Just keep in mind, most people need life insurance.
Frequently Asked Questions
Here, we will cover the most commonly asked questions asked about the conversion of a life insurance policy.
Can any life insurance policy convert?
However, most term policies do have a conversion option.
You will need to look at the fine print of your policy to verify its ability to convert. An independent agent can help you.
Will it cost more?
If you are converting the same face amount from term to permanent coverage, your premiums will increase substantially.
Some people opt to reduce their face amount to lower premiums. Be sure to analyze the new policy’s illustration prior to converting.
Can I add more coverage when I convert?
You may only reduce the face amount of your policy, not increase it.

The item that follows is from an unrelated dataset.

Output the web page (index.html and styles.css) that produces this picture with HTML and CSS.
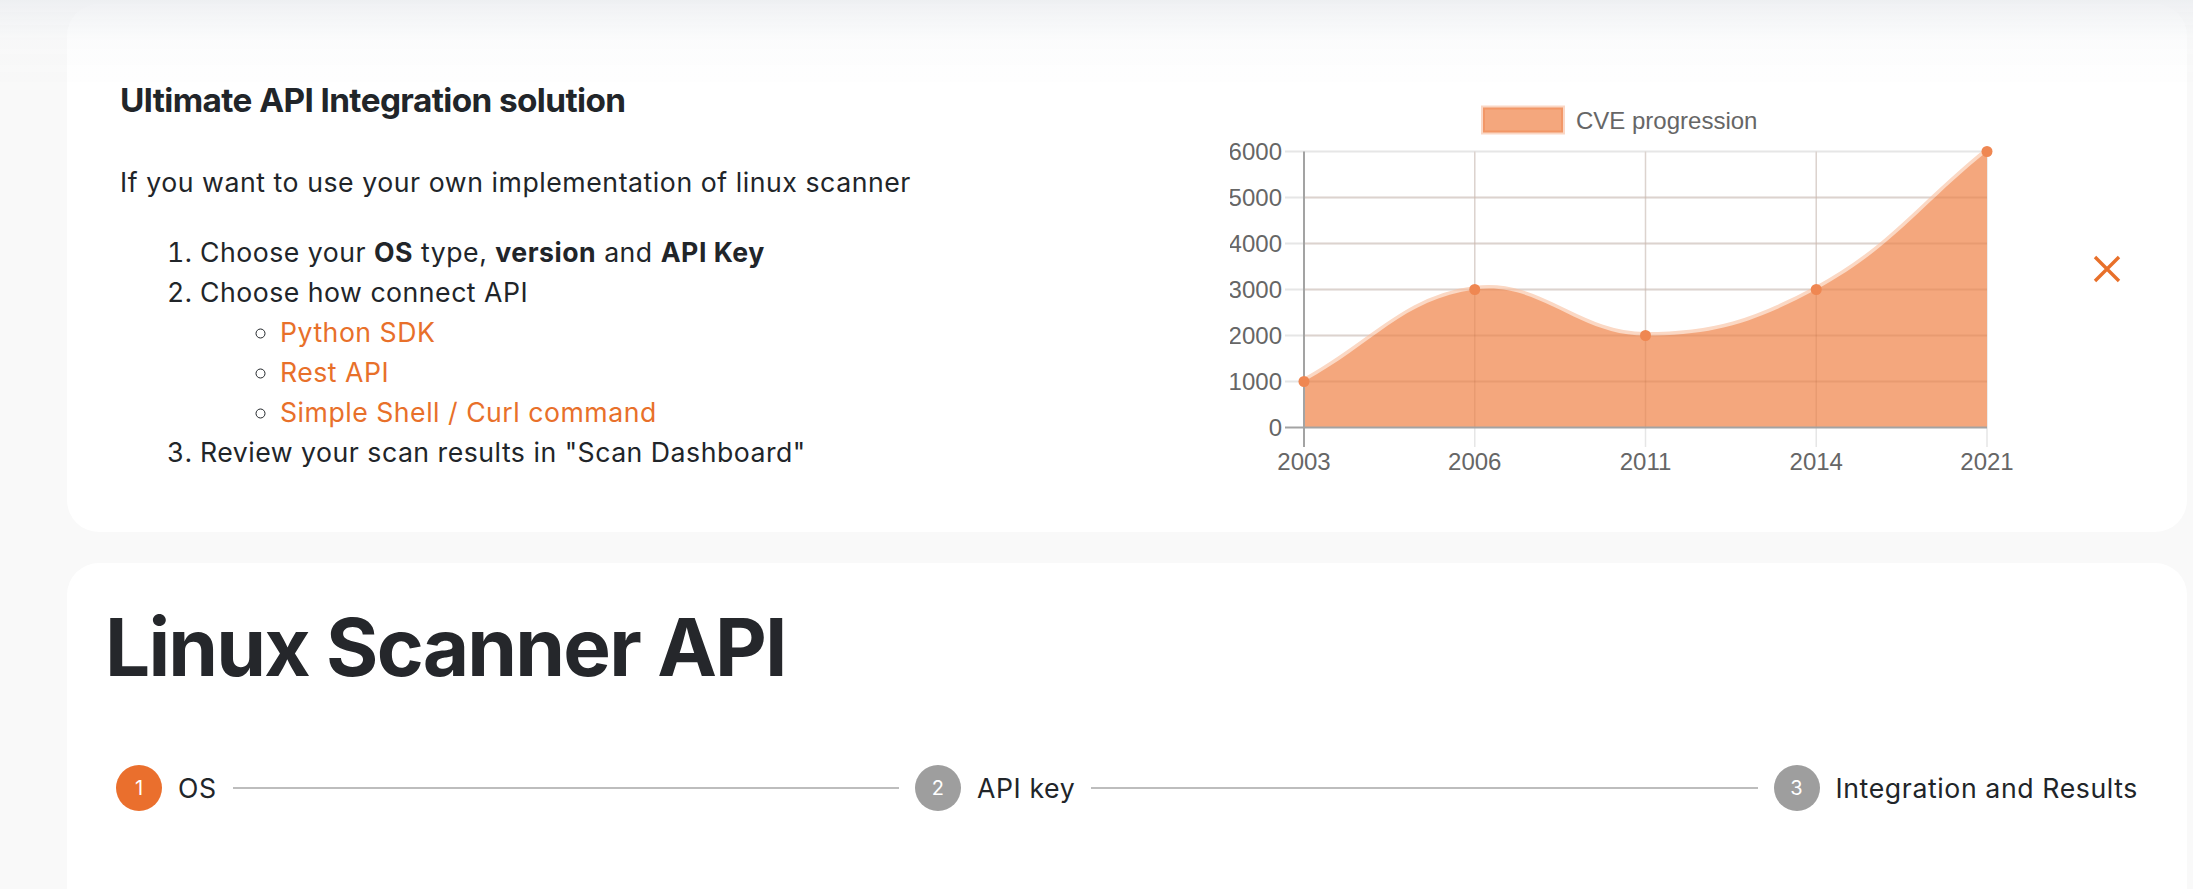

Should I renew my term policy instead?
When the initial term of your policy ends, it’s likely you will have the option to renew the policy, often annually. However, plan to have your premium rates jump.
In other words, when you renew your term policy, your face amount remains the same, but your premiums will increase, usually every year.
Cost-compare and analyze your financial needs to decide whether it makes sense to renew or convert.
What’s the difference between porting and converting a life insurance policy?
Porting a policy refers to group term life insurance that you opt to continue as an individual policy.
Conversely, converting a policy means you change your policy to another form of coverage, typically whole life.
Does it make sense to convert my policy?
Ask yourself the following questions:
- Has my health changed significantly, affecting my insurability?
- Do I have a permanent need for coverage?
- Am I interested in the additional features of a permanent policy?
- Cash value
- Policy loans
If the answer to the questions above is yes, a policy conversion could be worth considering.